For that reason, the best experimental habit is to treat the answer as a target zone rather than a final truth. Use the computed frequency to focus your search, then sweep around it and let the plate itself tell you where the actual mode lives.

Practical tips for experiments

A few lab habits make Chladni work much more smoothly. Start with lower modes because they are easier to excite and easier to recognize. Use a fine, dry powder so the nodal lines become clear without too much inertia. Support the plate consistently from trial to trial, because even a small change in clamping can shift the frequency. And once you get a visible pattern, note both the predicted and measured frequency.
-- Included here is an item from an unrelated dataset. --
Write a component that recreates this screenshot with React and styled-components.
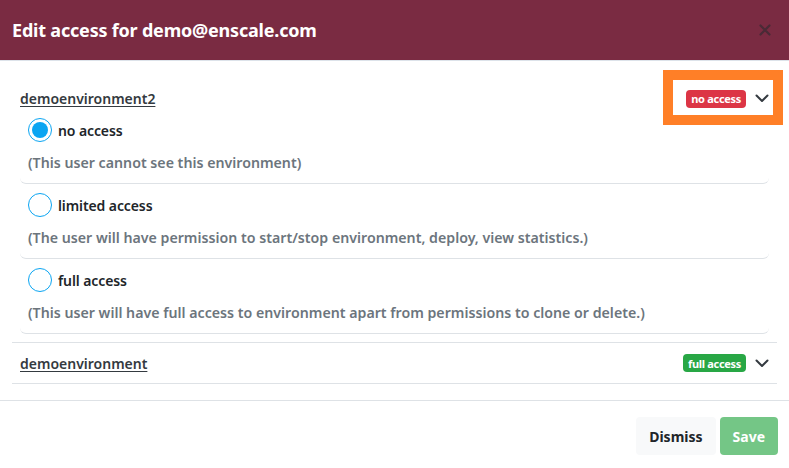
import React, { useState } from "react";
import styled, { createGlobalStyle } from "styled-components";

const GlobalStyle = createGlobalStyle`
    * { box-sizing: border-box; }
    body {
        margin: 0;
        background: #ffffff;
        font-family: "Noto Sans", Roboto, "Liberation Sans", sans-serif;
        color: #212529;
    }
`;

const Modal = styled.div`
    width: 789px;
    height: 468px;
    display: flex;
    flex-direction: column;
    background: #ffffff;
    overflow: hidden;
`;

const Header = styled.div`
    height: 61px;
    flex: none;
    display: flex;
    align-items: center;
    justify-content: space-between;
    padding: 0 12px 1px 12px;
    background: #7a2b42;
    border-bottom: 1px solid #dde3ea;
`;

const Title = styled.h1`
    margin: 0;
    font-size: 18px;
    font-weight: 700;
    color: #ffffff;
    letter-spacing: -0.2px;
`;

const Close = styled.button`
    border: 0;
    background: none;
    padding: 0;
    margin-right: 6px;
    display: flex;
    color: #3a2a33;
    opacity: 0.75;
`;

const Body = styled.div`
    flex: 1;
    padding: 27px 12px 0 12px;
`;

const Section = styled.div`
    border-bottom: 1px solid #dee2e6;
    padding: ${(p) => (p.$open ? "0 8px 8px" : "0 8px")};
`;

const SectionHead = styled.div`
    display: flex;
    align-items: center;
    justify-content: space-between;
    height: ${(p) => (p.$open ? "21px" : "40px")};
`;

const EnvName = styled.a`
    font-size: 14px;
    font-weight: 600;
    color: #343a40;
    text-decoration: underline;
    text-underline-offset: 2px;
`;

const Toggle = styled.div`
    position: relative;
    display: flex;
    align-items: center;
    gap: 9px;
    color: #343a40;

    ${(p) =>
        p.$highlight &&
        `
        &::after {
            content: "";
            position: absolute;
            top: -20px;
            bottom: -17px;
            left: -23px;
            right: -14px;
            border: 10px solid #ff7f27;
            pointer-events: none;
        }
    `}
`;

const Badge = styled.span`
    display: inline-flex;
    align-items: center;
    height: 18px;
    padding: 0 5px;
    border-radius: 4px;
    font-size: 11px;
    font-weight: 700;
    letter-spacing: -0.3px;
    color: #ffffff;
    background: ${(p) => (p.$tone === "danger" ? "#dc3545" : "#28a745")};
`;

const Option = styled.label`
    display: block;
    padding: 9px 8px 10px 8px;
    border-bottom: 1px solid #dee2e6;
    border-radius: 6px;
    cursor: pointer;
`;

const OptionRow = styled.div`
    display: flex;
    align-items: center;
    height: 24px;
    gap: 6px;
`;

const Radio = styled.span`
    width: 24px;
    height: 24px;
    flex: none;
    border-radius: 50%;
    border: 1.5px solid #0ba5f2;
    background: #ffffff;
    display: flex;
    align-items: center;
    justify-content: center;

    &::after {
        content: "";
        width: 16px;
        height: 16px;
        border-radius: 50%;
        background: ${(p) => (p.$checked ? "#0ba5f2" : "transparent")};
    }
`;

const OptionLabel = styled.span`
    font-size: 14px;
    font-weight: 600;
    color: #212529;
    letter-spacing: -0.1px;
`;

const OptionHint = styled.div`
    margin-top: 11px;
    height: 20px;
    line-height: 20px;
    font-size: 14.2px;
    font-weight: 600;
    color: #6c757d;
`;

const Footer = styled.div`
    flex: none;
    display: flex;
    justify-content: flex-end;
    gap: 4px;
    border-top: 1px solid #dee2e6;
    padding: 16px 11px 13px 0;
    margin-top: 16px;
`;

const Button = styled.button`
    height: 38px;
    border: 0;
    border-radius: 4px;
    padding: 0 13px;
    font-family: inherit;
    font-size: 14px;
    font-weight: 700;
    color: ${(p) => (p.$primary ? "#ffffff" : "#212529")};
    background: ${(p) => (p.$primary ? "#74c686" : "#f8f9fa")};
`;

const Chevron = () => (
    <svg width="14" height="9" viewBox="0 0 14 9" fill="none">
        <path d="M1.5 1.5 L7 7 L12.5 1.5" stroke="currentColor" strokeWidth="2" strokeLinecap="round" strokeLinejoin="round" />
    </svg>
);

const options = [
    { key: "none", label: "no access", hint: "(This user cannot see this environment)" },
    {
        key: "limited",
        label: "limited access",
        hint: "(The user will have permission to start/stop environment, deploy, view statistics.)",
    },
    {
        key: "full",
        label: "full access",
        hint: "(This user will have full access to environment apart from permissions to clone or delete.)",
    },
];

const App = () => {
    const [access, setAccess] = useState("none");

    return (
        <Modal>
            <GlobalStyle />
            <Header>
                <Title>Edit access for demo@enscale.com</Title>
                <Close aria-label="close">
                    <svg width="12" height="12" viewBox="0 0 12 12">
                        <path d="M1.5 1.5 L10.5 10.5 M10.5 1.5 L1.5 10.5" stroke="currentColor" strokeWidth="2.2" strokeLinecap="round" />
                    </svg>
                </Close>
            </Header>

            <Body>
                <Section $open>
                    <SectionHead $open>
                        <EnvName>demoenvironment2</EnvName>
                        <Toggle $highlight>
                            <Badge $tone="danger">no access</Badge>
                            <Chevron />
                        </Toggle>
                    </SectionHead>

                    {options.map((o) => (
                        <Option key={o.key} onClick={() => setAccess(o.key)}>
                            <OptionRow>
                                <Radio $checked={access === o.key} />
                                <OptionLabel>{o.label}</OptionLabel>
                            </OptionRow>
                            <OptionHint>{o.hint}</OptionHint>
                        </Option>
                    ))}
                </Section>

                <Section>
                    <SectionHead>
                        <EnvName>demoenvironment</EnvName>
                        <Toggle>
                            <Badge $tone="success">full access</Badge>
                            <Chevron />
                        </Toggle>
                    </SectionHead>
                </Section>
            </Body>

            <Footer>
                <Button>Dismiss</Button>
                <Button $primary disabled>Save</Button>
            </Footer>
        </Modal>
    );
};

export default App;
That comparison is where intuition grows.

• Use the preset materials as starting points, then replace them with datasheet values for better accuracy.
• Sweep around the estimate rather than relying on a single tone.
• Record the mode numbers, support method, and excitation location for repeatable results.
• If your equipment cannot reach a predicted frequency, adjust the design before building: larger and less stiff plates move the spectrum downward.

Once you have worked through a few examples, the numbers stop feeling abstract. You begin to see why some plates show bold low-frequency figures quickly, while others require more power, better support, and careful tuning. That is the practical intuition this calculator is designed to reinforce.